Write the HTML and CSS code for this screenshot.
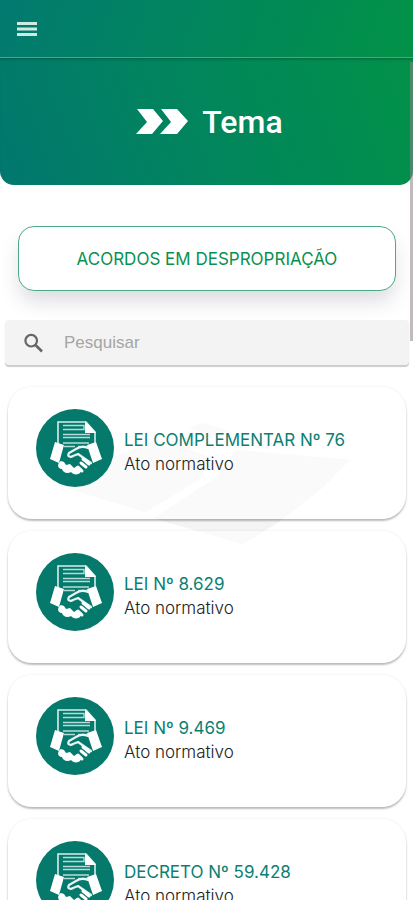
FILE: index.html
```html
<!DOCTYPE html>
<html lang="pt-BR">
<head>
  <meta charset="UTF-8">
  <meta name="viewport" content="width=device-width, initial-scale=1.0">
  <title>Tema - Acordos em Desapropriação</title>
  <link rel="stylesheet" href="styles.css">
</head>
<body>

  <!-- Shared icon: document over a handshake -->
  <svg width="0" height="0" class="defs" aria-hidden="true">
    <symbol id="agreement" viewBox="0 0 78 78">
      <circle cx="39" cy="39" r="39" fill="#04796c"/>
      <path d="M22 35V13H50L59 23V35" fill="none" stroke="#d5efeb" stroke-width="1.6"/>
      <path d="M49 12L60 24H49Z" fill="#fff"/>
      <path d="M27 16.5H48V20.5H27M27 25.5H54M27 28.5H54" fill="none" stroke="#b5ddd7" stroke-width="1.4"/>
      <path d="M27 34H53M28 37.5H39M42 37.5H52" fill="none" stroke="#b5ddd7" stroke-width="1.4"/>
      <path d="M19 33L28 36L23 54L14 50ZM60 33L51 36L57 54L66 50Z" fill="#fff"/>
      <path d="M25 52C21 54 21 60 26 60C27 64 32 65 35 63C37 66 42 66 44 64L46 60L41 57L38 59L34 55L30 56L28 53Z" fill="#fff"/>
      <path d="M52 39C47 37 43 38 40 40L33 44C31 47 34 49 37 47L42 45L55 54" fill="none" stroke="#e8f6f4" stroke-width="2.2" stroke-linecap="round" stroke-linejoin="round"/>
      <path d="M47 50L53 55M45 54L50 58M42 58L46 62" fill="none" stroke="#fff" stroke-width="3" stroke-linecap="round"/>
    </symbol>
  </svg>

  <header class="topbar">
    <button class="menu-button" type="button" aria-label="Menu">
      <svg width="20" height="14" viewBox="0 0 20 14"><path d="M0 1.5H20M0 7H20M0 12.5H20" stroke="#d0e9e3" stroke-width="2.8"/></svg>
    </button>
  </header>

  <main class="content">
    <section class="hero">
      <svg width="52" height="26" viewBox="0 0 52 26" aria-hidden="true">
        <path d="M1 0H17L27 12L16 25H0L11 13ZM25 0H41L52 12L41 25H24L35 13Z" fill="#fff"/>
      </svg>
      <h1>Tema</h1>
    </section>

    <button class="theme-button" type="button">ACORDOS EM DESPROPRIAÇÃO</button>

    <div class="search">
      <svg width="20" height="20" viewBox="0 0 20 20" aria-hidden="true">
        <circle cx="7.2" cy="7.7" r="5.8" fill="none" stroke="#666" stroke-width="2.2"/>
        <path d="M11.5 12L18 18.5" stroke="#666" stroke-width="2.6"/>
      </svg>
      <input type="search" placeholder="Pesquisar" aria-label="Pesquisar">
    </div>

    <div class="list">
      <svg class="watermark" viewBox="0 0 320 150" aria-hidden="true">
        <path d="M0 65L110 22L160 40L152 62L96 96L18 72Z M140 10L155 6L180 14L160 20Z M186 33L302 43L275 71L230 106L194 128L104 102L168 60Z" fill="#f4f4f4"/>
      </svg>
      <a class="card" href="#">
        <svg class="card-icon"><use href="#agreement"/></svg>
        <div>
          <h2>LEI COMPLEMENTAR Nº 76</h2>
          <p>Ato normativo</p>
        </div>
      </a>
      <a class="card" href="#">
        <svg class="card-icon"><use href="#agreement"/></svg>
        <div>
          <h2>LEI Nº 8.629</h2>
          <p>Ato normativo</p>
        </div>
      </a>
      <a class="card" href="#">
        <svg class="card-icon"><use href="#agreement"/></svg>
        <div>
          <h2>LEI Nº 9.469</h2>
          <p>Ato normativo</p>
        </div>
      </a>
      <a class="card" href="#">
        <svg class="card-icon"><use href="#agreement"/></svg>
        <div>
          <h2>DECRETO Nº 59.428</h2>
          <p>Ato normativo</p>
        </div>
      </a>
    </div>
  </main>
  <div class="scroll-thumb"></div>

</body>
</html>
```
FILE: styles.css
```css
* {
  box-sizing: border-box;
}

body {
  margin: 0;
  height: 100vh;
  display: flex;
  flex-direction: column;
  position: relative;
  overflow: hidden;
  background-color: #fff;
  font-family: Inter, "Liberation Sans", sans-serif;
}

.defs {
  position: absolute;
}

.topbar {
  flex: none;
  height: 58px;
  padding: 0 17px;
  display: flex;
  align-items: center;
  background: linear-gradient(110deg, #027a70, #01865c 50%, #029149 95%);
  border-bottom: 1px solid #4aa583;
}

.menu-button {
  padding: 0;
  border: 0;
  background: none;
  line-height: 0;
}

.content {
  flex: 1;
  overflow-y: auto;
  scrollbar-width: none;
}

.hero {
  height: 127px;
  padding-left: 6px;
  display: flex;
  align-items: center;
  justify-content: center;
  gap: 14px;
  color: #fff;
  background: linear-gradient(70deg, #02776f, #01865c 50%, #029149);
  border-radius: 0 0 14px 14px;
  box-shadow: inset 0 3px 3px -2px rgba(0, 60, 40, 0.5);
}

.hero h1 {
  margin: 0;
  font-family: Roboto, sans-serif;
  font-size: 32px;
  line-height: 40px;
  font-weight: 500;
}

.theme-button {
  display: block;
  width: calc(100% - 35px);
  height: 65px;
  margin: 41px 17px 29px 18px;
  border: 1px solid #4aab85;
  border-radius: 16px;
  background-color: #fff;
  box-shadow: 0 12px 20px -2px rgba(60, 60, 90, 0.18);
  color: #0a9151;
  font-family: inherit;
  font-size: 17px;
}

/* Search bar */
.search {
  position: relative;
  display: flex;
  align-items: center;
  gap: 20px;
  height: 45px;
  margin: 0 4px 22px 5px;
  padding: 0 19px;
  background-color: #f3f3f3;
  border-radius: 4px;
  box-shadow: 0 2px 1px #ccc;
}

.search input {
  flex: 1;
  min-width: 0;
  padding: 0;
  border: 0;
  outline: 0;
  background: none;
  font-family: "Liberation Sans", Arial, sans-serif;
  font-size: 17px;
}

.search input::placeholder {
  color: #a5a5a5;
}

/* Results */
.list {
  position: relative;
  display: flex;
  flex-direction: column;
  gap: 12px;
  padding: 0 7px 12px 8px;
}

.watermark {
  position: absolute;
  top: 30px;
  left: 12%;
  width: 77%;
}

.card {
  position: relative;
  display: flex;
  gap: 10px;
  height: 132px;
  padding: 22px 28px;
  border-radius: 24px;
  background-color: rgba(255, 255, 255, 0.5);
  box-shadow: 0 2px 2px rgba(0, 0, 0, 0.25), 0 0 3px rgba(0, 0, 0, 0.08);
  color: inherit;
  text-decoration: none;
}

.card-icon {
  flex: none;
  width: 78px;
  height: 78px;
}

.card h2 {
  margin: 19px 0 0;
  font-size: 17px;
  line-height: 24px;
  font-weight: 400;
  color: #0b8072;
}

.card p {
  margin: 0;
  font-size: 17px;
  line-height: 24px;
  font-weight: 300;
  color: #222;
}

.scroll-thumb {
  position: absolute;
  top: 62px;
  right: 0;
  width: 3px;
  height: 31%;
  background-color: rgba(140, 130, 130, 0.55);
}
```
****
Quote everything in the listing above exactly; pictures are the only thing to omit.

Write the HTML and CSS code for this screenshot.
FILE: index.html
```html
<!DOCTYPE html>
<html lang="pt-BR">
<head>
  <meta charset="UTF-8">
  <meta name="viewport" content="width=device-width, initial-scale=1.0">
  <title>Tema - Acordos em Desapropriação</title>
  <link rel="stylesheet" href="styles.css">
</head>
<body>

  <!-- Shared icon: document over a handshake -->
  <svg width="0" height="0" class="defs" aria-hidden="true">
    <symbol id="agreement" viewBox="0 0 78 78">
      <circle cx="39" cy="39" r="39" fill="#04796c"/>
      <path d="M22 35V13H50L59 23V35" fill="none" stroke="#d5efeb" stroke-width="1.6"/>
      <path d="M49 12L60 24H49Z" fill="#fff"/>
      <path d="M27 16.5H48V20.5H27M27 25.5H54M27 28.5H54" fill="none" stroke="#b5ddd7" stroke-width="1.4"/>
      <path d="M27 34H53M28 37.5H39M42 37.5H52" fill="none" stroke="#b5ddd7" stroke-width="1.4"/>
      <path d="M19 33L28 36L23 54L14 50ZM60 33L51 36L57 54L66 50Z" fill="#fff"/>
      <path d="M25 52C21 54 21 60 26 60C27 64 32 65 35 63C37 66 42 66 44 64L46 60L41 57L38 59L34 55L30 56L28 53Z" fill="#fff"/>
      <path d="M52 39C47 37 43 38 40 40L33 44C31 47 34 49 37 47L42 45L55 54" fill="none" stroke="#e8f6f4" stroke-width="2.2" stroke-linecap="round" stroke-linejoin="round"/>
      <path d="M47 50L53 55M45 54L50 58M42 58L46 62" fill="none" stroke="#fff" stroke-width="3" stroke-linecap="round"/>
    </symbol>
  </svg>

  <header class="topbar">
    <button class="menu-button" type="button" aria-label="Menu">
      <svg width="20" height="14" viewBox="0 0 20 14"><path d="M0 1.5H20M0 7H20M0 12.5H20" stroke="#d0e9e3" stroke-width="2.8"/></svg>
    </button>
  </header>

  <main class="content">
    <section class="hero">
      <svg width="52" height="26" viewBox="0 0 52 26" aria-hidden="true">
        <path d="M1 0H17L27 12L16 25H0L11 13ZM25 0H41L52 12L41 25H24L35 13Z" fill="#fff"/>
      </svg>
      <h1>Tema</h1>
    </section>

    <button class="theme-button" type="button">ACORDOS EM DESPROPRIAÇÃO</button>

    <div class="search">
      <svg width="20" height="20" viewBox="0 0 20 20" aria-hidden="true">
        <circle cx="7.2" cy="7.7" r="5.8" fill="none" stroke="#666" stroke-width="2.2"/>
        <path d="M11.5 12L18 18.5" stroke="#666" stroke-width="2.6"/>
      </svg>
      <input type="search" placeholder="Pesquisar" aria-label="Pesquisar">
    </div>

    <div class="list">
      <svg class="watermark" viewBox="0 0 320 150" aria-hidden="true">
        <path d="M0 65L110 22L160 40L152 62L96 96L18 72Z M140 10L155 6L180 14L160 20Z M186 33L302 43L275 71L230 106L194 128L104 102L168 60Z" fill="#f4f4f4"/>
      </svg>
      <a class="card" href="#">
        <svg class="card-icon"><use href="#agreement"/></svg>
        <div>
          <h2>LEI COMPLEMENTAR Nº 76</h2>
          <p>Ato normativo</p>
        </div>
      </a>
      <a class="card" href="#">
        <svg class="card-icon"><use href="#agreement"/></svg>
        <div>
          <h2>LEI Nº 8.629</h2>
          <p>Ato normativo</p>
        </div>
      </a>
      <a class="card" href="#">
        <svg class="card-icon"><use href="#agreement"/></svg>
        <div>
          <h2>LEI Nº 9.469</h2>
          <p>Ato normativo</p>
        </div>
      </a>
      <a class="card" href="#">
        <svg class="card-icon"><use href="#agreement"/></svg>
        <div>
          <h2>DECRETO Nº 59.428</h2>
          <p>Ato normativo</p>
        </div>
      </a>
    </div>
  </main>
  <div class="scroll-thumb"></div>

</body>
</html>
```
FILE: styles.css
```css
* {
  box-sizing: border-box;
}

body {
  margin: 0;
  height: 100vh;
  display: flex;
  flex-direction: column;
  position: relative;
  overflow: hidden;
  background-color: #fff;
  font-family: Inter, "Liberation Sans", sans-serif;
}

.defs {
  position: absolute;
}

.topbar {
  flex: none;
  height: 58px;
  padding: 0 17px;
  display: flex;
  align-items: center;
  background: linear-gradient(110deg, #027a70, #01865c 50%, #029149 95%);
  border-bottom: 1px solid #4aa583;
}

.menu-button {
  padding: 0;
  border: 0;
  background: none;
  line-height: 0;
}

.content {
  flex: 1;
  overflow-y: auto;
  scrollbar-width: none;
}

.hero {
  height: 127px;
  padding-left: 6px;
  display: flex;
  align-items: center;
  justify-content: center;
  gap: 14px;
  color: #fff;
  background: linear-gradient(70deg, #02776f, #01865c 50%, #029149);
  border-radius: 0 0 14px 14px;
  box-shadow: inset 0 3px 3px -2px rgba(0, 60, 40, 0.5);
}

.hero h1 {
  margin: 0;
  font-family: Roboto, sans-serif;
  font-size: 32px;
  line-height: 40px;
  font-weight: 500;
}

.theme-button {
  display: block;
  width: calc(100% - 35px);
  height: 65px;
  margin: 41px 17px 29px 18px;
  border: 1px solid #4aab85;
  border-radius: 16px;
  background-color: #fff;
  box-shadow: 0 12px 20px -2px rgba(60, 60, 90, 0.18);
  color: #0a9151;
  font-family: inherit;
  font-size: 17px;
}

/* Search bar */
.search {
  position: relative;
  display: flex;
  align-items: center;
  gap: 20px;
  height: 45px;
  margin: 0 4px 22px 5px;
  padding: 0 19px;
  background-color: #f3f3f3;
  border-radius: 4px;
  box-shadow: 0 2px 1px #ccc;
}

.search input {
  flex: 1;
  min-width: 0;
  padding: 0;
  border: 0;
  outline: 0;
  background: none;
  font-family: "Liberation Sans", Arial, sans-serif;
  font-size: 17px;
}

.search input::placeholder {
  color: #a5a5a5;
}

/* Results */
.list {
  position: relative;
  display: flex;
  flex-direction: column;
  gap: 12px;
  padding: 0 7px 12px 8px;
}

.watermark {
  position: absolute;
  top: 30px;
  left: 12%;
  width: 77%;
}

.card {
  position: relative;
  display: flex;
  gap: 10px;
  height: 132px;
  padding: 22px 28px;
  border-radius: 24px;
  background-color: rgba(255, 255, 255, 0.5);
  box-shadow: 0 2px 2px rgba(0, 0, 0, 0.25), 0 0 3px rgba(0, 0, 0, 0.08);
  color: inherit;
  text-decoration: none;
}

.card-icon {
  flex: none;
  width: 78px;
  height: 78px;
}

.card h2 {
  margin: 19px 0 0;
  font-size: 17px;
  line-height: 24px;
  font-weight: 400;
  color: #0b8072;
}

.card p {
  margin: 0;
  font-size: 17px;
  line-height: 24px;
  font-weight: 300;
  color: #222;
}

.scroll-thumb {
  position: absolute;
  top: 62px;
  right: 0;
  width: 3px;
  height: 31%;
  background-color: rgba(140, 130, 130, 0.55);
}
```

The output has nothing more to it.